Now, this 12" was featured on a lot of compilations (where I first heard it), including Laff Attack: Rappin' and Goofin' and Rapmasters 7: The Best of the Laughs.  Curiously, they don't credit Piscopo at all, and list the artist as Lost Episodes.  I've listened to them all thoroughly, and we're not talking about two different "Honeymooners Raps" here.  One isn't a knock-off or a cover.  And the Piscopo album and single never ever makes a reference to "Lost Episodes" in their liner notes, so I have no idea what that's about.  Are the compilations somehow avoiding cutting Piscopo and Murphy a check by listing a fake name?  I mean, those Rapmasters tapes were broad, nationwide releases on a major label.  That sounds like the kind of trick a little white label would pull.  And you'd think those albums would sell a lot more copies if they could've had Eddie Murphy's name on the cover in the 80s, so it's not like they'd want to obscure the real credits.  It's very strange; I'd love to know the story behind that someday.

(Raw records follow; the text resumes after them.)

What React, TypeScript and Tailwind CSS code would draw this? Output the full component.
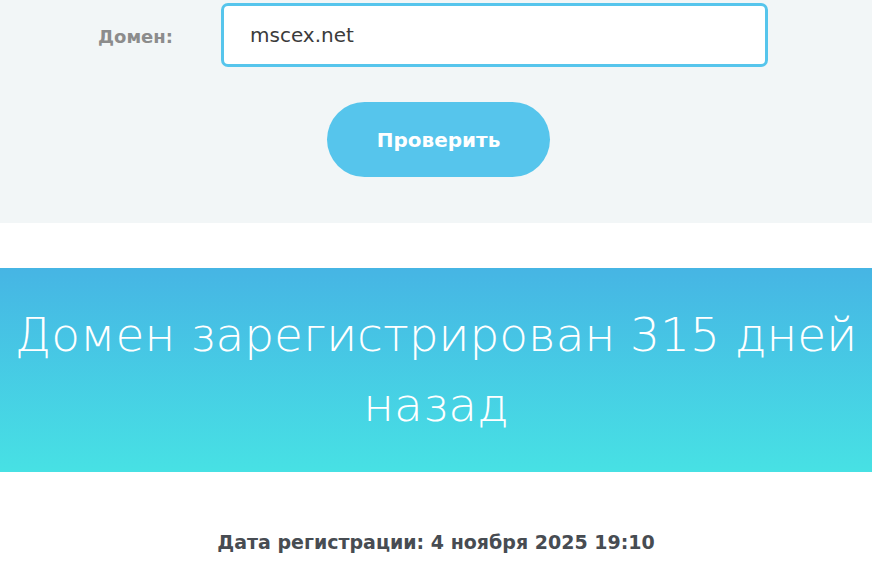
export default function App() {
  return (
    <div className="min-h-[583px] bg-white" style={{ fontFamily: '"DejaVu Sans", sans-serif' }}>
      <section className="h-[223px] bg-[#f2f6f7] pt-[3px]">
        <div className="flex items-center pl-[98px]">
          <label className="mt-[3px] w-[123px] text-[18px] font-bold text-[#8c8c8c]">Домен:</label>
          <div className="flex h-[64px] w-[547px] items-center rounded-[7px] border-[3px] border-[#56c5ec] bg-white pl-[26px]">
            <span className="text-[20px] text-[#3b3b3b]">mscex.net</span>
          </div>
        </div>
        <div className="mt-[35px] flex pl-[327px]">
          <button className="flex h-[75px] w-[223px] items-center justify-center rounded-full bg-[#56c5ec] text-[20px] font-bold text-white">
            Проверить
          </button>
        </div>
      </section>
      <div className="h-[45px]" />
      <section className="flex h-[204px] items-center justify-center bg-gradient-to-b from-[#46b5e4] to-[#47e1e4] px-2">
        <h1 className="text-center text-[47px] font-light leading-[70px] text-white">
          Домен зарегистрирован 315 дней назад
        </h1>
      </section>
      <div className="mt-[56px] text-center text-[19px] font-bold leading-[28px] text-[#474c52]">
        Дата регистрации: 4 ноября 2025 19:10
      </div>
    </div>
  );
}
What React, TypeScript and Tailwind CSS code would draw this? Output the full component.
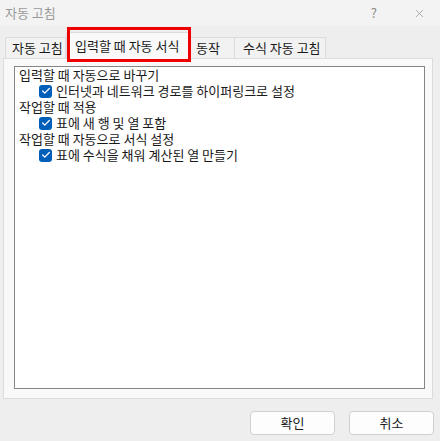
import { Check, X } from "lucide-react";

const font = { fontFamily: '"Noto Sans CJK KR", "Noto Sans", sans-serif' };

function CheckRow({ label }: { label: string }) {
  return (
    <div className="flex h-[16px] items-center pl-[20px]">
      <span className="mr-[4px] flex h-[13px] w-[13px] items-center justify-center rounded-[3px] bg-[#005fb8]">
        <Check size={10} strokeWidth={3} className="text-white" />
      </span>
      <span>{label}</span>
    </div>
  );
}

export default function App() {
  return (
    <div
      className="flex h-[441px] w-[440px] flex-col bg-[#eeeeee] text-[13px] text-[#1a1a1a]"
      style={font}
    >
      {/* Title bar */}
      <div className="flex h-[26px] items-center bg-[#f3f3f3] pl-[5px] text-[#999999]">
        <span className="flex-1">자동 고침</span>
        <span className="mr-[36px] text-[13px] text-[#888888]">?</span>
        <X size={13} strokeWidth={1.2} className="mr-[14px] text-[#888888]" />
      </div>

      {/* Tabs */}
      <div className="flex h-[32px] items-end pl-[5px]">
        <div className="flex h-[21px] w-[61px] items-center border border-b-0 border-[#dcdcdc] bg-[#f2f2f2] pl-[6px]">
          자동 고침
        </div>
        <div className="relative z-10 -mb-px flex h-[27px] w-[124px] items-center border border-b-0 border-[#dcdcdc] bg-[#f9f9f9] pl-[8px]">
          입력할 때 자동 서식
          <div className="absolute left-[0px] top-[-6px] h-[35px] w-[124px] border-[3px] border-[#ee0000]" />
        </div>
        <div className="flex h-[21px] w-[45px] items-center border border-b-0 border-l-0 border-[#dcdcdc] bg-[#f2f2f2] pl-[6px]">
          동작
        </div>
        <div className="flex h-[21px] w-[91px] items-center border border-b-0 border-l-0 border-[#dcdcdc] bg-[#f2f2f2] pl-[8px]">
          수식 자동 고침
        </div>
      </div>

      {/* Panel */}
      <div className="mx-[3px] flex h-[341px] w-[430px] flex-col border border-[#dcdcdc] bg-[#f9f9f9] pb-[9px] pl-[10px] pr-[7px] pt-[7px]">
        <div className="flex-1 border border-[#858585] bg-white pl-[4px] leading-[16px]">
          <div className="h-[16px]">입력할 때 자동으로 바꾸기</div>
          <CheckRow label="인터넷과 네트워크 경로를 하이퍼링크로 설정" />
          <div className="h-[16px]">작업할 때 적용</div>
          <CheckRow label="표에 새 행 및 열 포함" />
          <div className="h-[16px]">작업할 때 자동으로 서식 설정</div>
          <CheckRow label="표에 수식을 채워 계산된 열 만들기" />
        </div>
      </div>

      {/* Buttons */}
      <div className="mt-[12px] flex justify-end gap-[14px] pr-[6px]">
        <button className="flex h-[24px] w-[85px] items-center justify-center rounded-[4px] border border-[#d0d0d0] bg-[#fdfdfd]">
          확인
        </button>
        <button className="flex h-[24px] w-[85px] items-center justify-center rounded-[4px] border border-[#d0d0d0] bg-[#fdfdfd]">
          취소
        </button>
      </div>
    </div>
  );
}
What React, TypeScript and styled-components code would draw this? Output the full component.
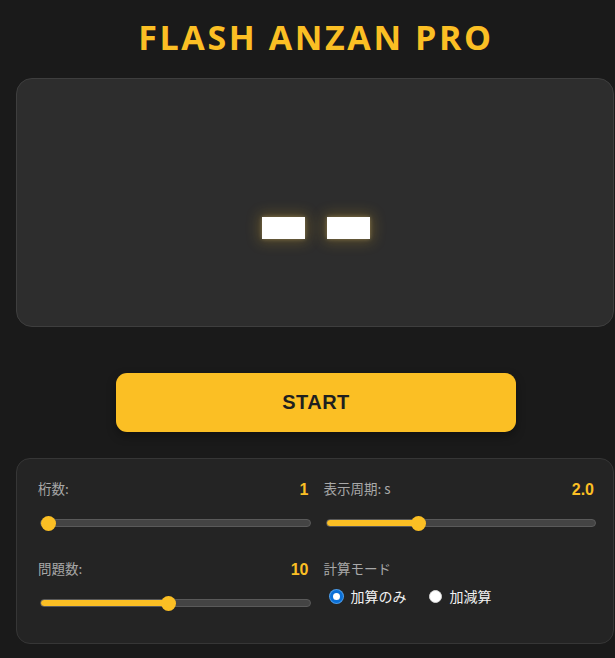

Finally, I have talk about the 12" specifically.  It's on CBS/ Columbia Records, and as you see comes in a pretty unexciting picture cover.  It's worth noting that the 12" puts Eddie Murphy's name right up front, when he isn't even credited on the New Jersey album.  But most importantly about the 12" is the Captain Video Version.  There's also an Album Version, which like its name implies, is the one on the album; and all the compilations feature the Album Version.  So does the 45".  But the Captain Video Version is an extended version with an all new verse, based on another Honeymooners episode (where Ed and Ralph buy a TV together and yes, Norton becomes Captain Video), plus an extended breakdown with some new cuts and instrumentation.  There's also a King Of the Castle Version, which is essentially just a dub mix, but Piscopo and Murphy improvise a little extra dialogue at the end that's only on that version.  So if you do appreciate this nutty song, you'll definitely want to track down the 12".